Don’t I continue to wear the old underwear that are so comfortable I can’t throw them away? I also keep shoes that I love even when they make me walk crooked and don’t smell good even after washing. I have clothes that don’t fit and items that were important at one time.
Extended beyond those personal things, is the keeping of items long since ‘dead’ because one might need them at some point. But a rusted waffle maker with disintegrated handles? Or washing and reusing paper plates and plastic utensils (um…guilty)?
My mom grew up in times of poverty and want. She taught me many of her money saving values. Those are valuable gifts gleaned from hard times. What I speak of, is the fear and worry that is bred. The fear that there won’t be enough. The worry that we will suffer hunger or loss; the distrust of God and others to care for us. These things can come whether one grows up in plenty or want. When the worry robs one of sleep and life it is just worthless.

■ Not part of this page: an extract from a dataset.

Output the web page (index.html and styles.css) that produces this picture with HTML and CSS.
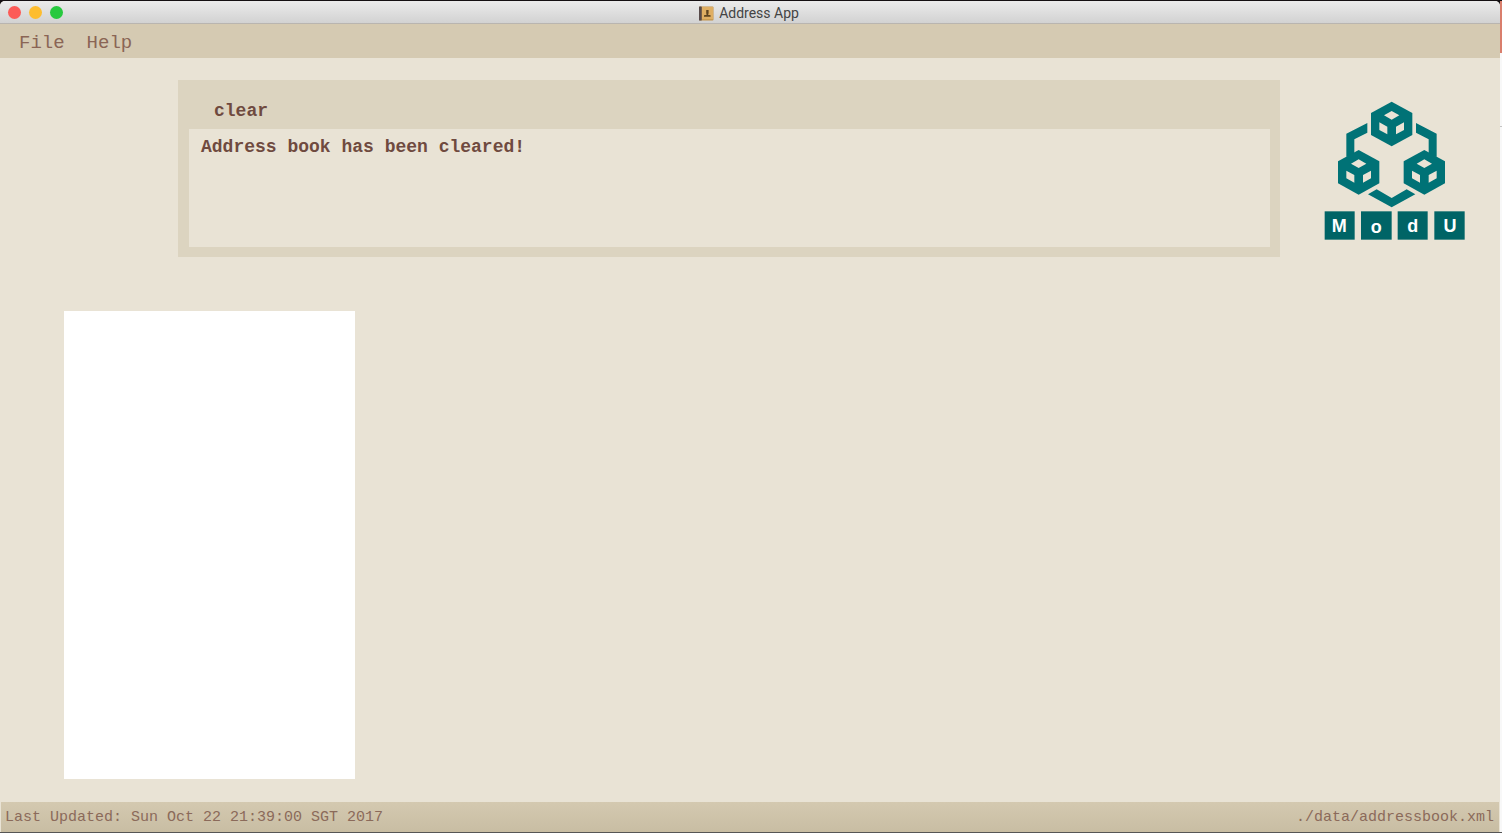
FILE: index.html
```
<!DOCTYPE html>
<html lang="en">
<head>
<meta charset="utf-8">
<title>Address App</title>
<link rel="stylesheet" href="styles.css">
</head>
<body>
<div class="desktop">
  <div class="window">
    <header class="titlebar">
      <div class="lights">
        <button class="light close" aria-label="Close"></button>
        <button class="light minimize" aria-label="Minimize"></button>
        <button class="light zoom" aria-label="Zoom"></button>
      </div>
      <div class="title">
        <svg class="app-icon" viewBox="0 0 15 15" aria-hidden="true">
          <rect x="0" y="0.5" width="14.5" height="14" rx="1" fill="#c1924a"/>
          <rect x="3" y="1" width="11" height="12.3" fill="#dfae62"/>
          <rect x="0" y="0.5" width="2.7" height="14" rx="0.6" fill="#574a4a"/>
          <path d="M7.200 4h2.400v3.200l-.6 1.500 2.600.6v1.500H5v-1.500l2.700-.6-.5-1.500z" fill="#5e4420"/>
        </svg>
        <span>Address App</span>
      </div>
    </header>
    <nav class="menubar">
      <button class="menu">File</button>
      <button class="menu">Help</button>
    </nav>
    <main class="content">
      <section class="top">
        <div class="command">
          <input class="command-input" type="text" value="clear" aria-label="Command">
          <textarea class="result" readonly aria-label="Result">Address book has been cleared!</textarea>
        </div>
        <div class="brand">
          <svg class="logo" viewBox="0 0 510 480" role="img" aria-label="ModU">
            <defs>
              <g id="cube">
                <path fill="#007276" d="M0-67 62-33V33L0 67-62 33V-33z"/>
                <path fill="#ebe4d6" d="M0-39 23-26 0-13-23-26zM-37-5-13 8V31L-37 18zM37-5 13 8V31L37 18z"/>
              </g>
            </defs>
            <g fill="#007276">
              <path d="M172 99V128L133 148V200H109V131z"/>
              <path d="M318 99V128L356 148V200H380V131z"/>
              <path d="M174 313 200 298 245 324 290 298 316 313 245 352z"/>
            </g>
            <use href="#cube" x="245" y="102"/>
            <use href="#cube" x="146" y="247"/>
            <use href="#cube" x="343" y="247"/>
            <g fill="#006466">
              <rect x="44" y="364" width="90" height="85"/>
              <rect x="153" y="364" width="92" height="85"/>
              <rect x="263" y="364" width="90" height="85"/>
              <rect x="373" y="364" width="91" height="85"/>
            </g>
            <g class="logo-text">
              <text x="88" y="426">M</text>
              <text x="199" y="428">o</text>
              <text x="308" y="426">d</text>
              <text x="420" y="426">U</text>
            </g>
          </svg>
        </div>
      </section>
      <section class="list" aria-label="Persons"></section>
    </main>
    <footer class="statusbar">
      <span>Last Updated: Sun Oct 22 21:39:00 SGT 2017</span>
      <span>./data/addressbook.xml</span>
    </footer>
  </div>
  <div class="behind"><div class="behind-accent"></div><div class="behind-page"></div></div>
</div>
</body>
</html>
```
FILE: styles.css
```
* { box-sizing: border-box; }
body {
  margin: 0;
  font-family: "Liberation Mono", "Courier New", monospace;
  background: #241c1c;
}
button, input, textarea { font: inherit; color: inherit; border: 0; margin: 0; padding: 0; background: none; outline: 0; }
.desktop { display: flex; min-height: 100vh; padding: 1px 0; background: linear-gradient(#140f12 50%, #555 50%); }
.window {
  flex: 1;
  display: flex;
  flex-direction: column;
  background: #e9e3d5;
  border-radius: 5px 5px 0 0;
  overflow: hidden;
}
.titlebar {
  display: grid;
  grid-template-columns: 1fr auto 1fr;
  align-items: center;
  height: 23px;
  padding: 0 10px 0 8px;
  background: linear-gradient(#ebebeb, #d2d2d2);
  border-bottom: 1px solid #b9b5b0;
}
.lights { display: flex; gap: 8px; }
.light { width: 13px; height: 13px; border-radius: 50%; }
.close { background: #fc5b57; }
.minimize { background: #fdbd2f; }
.zoom { background: #27c93f; }
.title {
  display: flex;
  align-items: center;
  gap: 5px;
  padding-top: 2px;
  font: 14px/20px Roboto, sans-serif;
  color: #444;
}
.app-icon { width: 15px; height: 15px; }
.menubar {
  display: flex;
  gap: 22px;
  height: 34px;
  padding: 0 19px;
  background: #d5cab2;
  color: #8a6555;
}
.menu { font-size: 19px; line-height: 34px; padding-top: 2px; }
.content { flex: 1; display: flex; flex-direction: column; padding: 22px 0 23px; }
.top { display: flex; }
.command {
  flex: 1;
  display: flex;
  flex-direction: column;
  margin-left: 178px;
  padding: 10px 10px 10px 11px;
  background: #dcd4c0;
  color: #6f4a3f;
  font-size: 18px;
  font-weight: bold;
}
.command-input { height: 39px; padding: 2px 25px 0; }
.result {
  height: 118px;
  padding: 7px 12px;
  line-height: 22px;
  background: #e9e3d5;
  resize: none;
}
.brand { width: 220px; padding: 10px 0 0 30px; }
.logo { display: block; width: 170px; height: 160px; }
.logo-text { fill: #fff; font: bold 54px "Liberation Sans", sans-serif; text-anchor: middle; }
.list { flex: 1; width: 291px; margin: 54px 0 0 64px; background: #fff; }
.statusbar {
  display: flex;
  justify-content: space-between;
  margin: 0 1px;
  padding: 2px 5px 0 4px;
  font-size: 15px;
  line-height: 28px;
  color: #8b6a5a;
  background: linear-gradient(#d4c9b0, #c8bda3);
}
.behind { width: 2px; display: flex; flex-direction: column; background: #f8f8f8; }
.behind-accent { height: 52px; background: #d97e6c; }
.behind-page { height: 74px; border-bottom: 1px solid #c4c4c4; }
```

I see in myself the fear that I won’t catch up. That I will ‘never’ get it all done. The fear that God will not provide when there is a need. The conserving and using of goods and the using of the ‘old’, broken, suboptimal items for the purpose of making sure there is enough to go around. I must regularly purpose to give the ‘best’ to not only others but myself as well. It is an act of faith that does not come naturally. I suppose growing up the oldest helped feed the ‘others before me’ thinking but when there are no ‘others’ and I am still reusing a paper plate or washing out a plastic sandwich baggie, I question my thinking.
So, I say emphatically, we are MORE than ‘stuff’. We are, each and every one, treasures with unique qualities and gifts to share with the world. We are valuable and rich. Our Father owns the cattle on a thousand hills and can feed the five thousand with a few loaves and fishes. So, as His children, we walk in wealth. We carry an inheritance so great we cannot imagine how MUCH we possess.
I am NOT poor and without. I have more and can share.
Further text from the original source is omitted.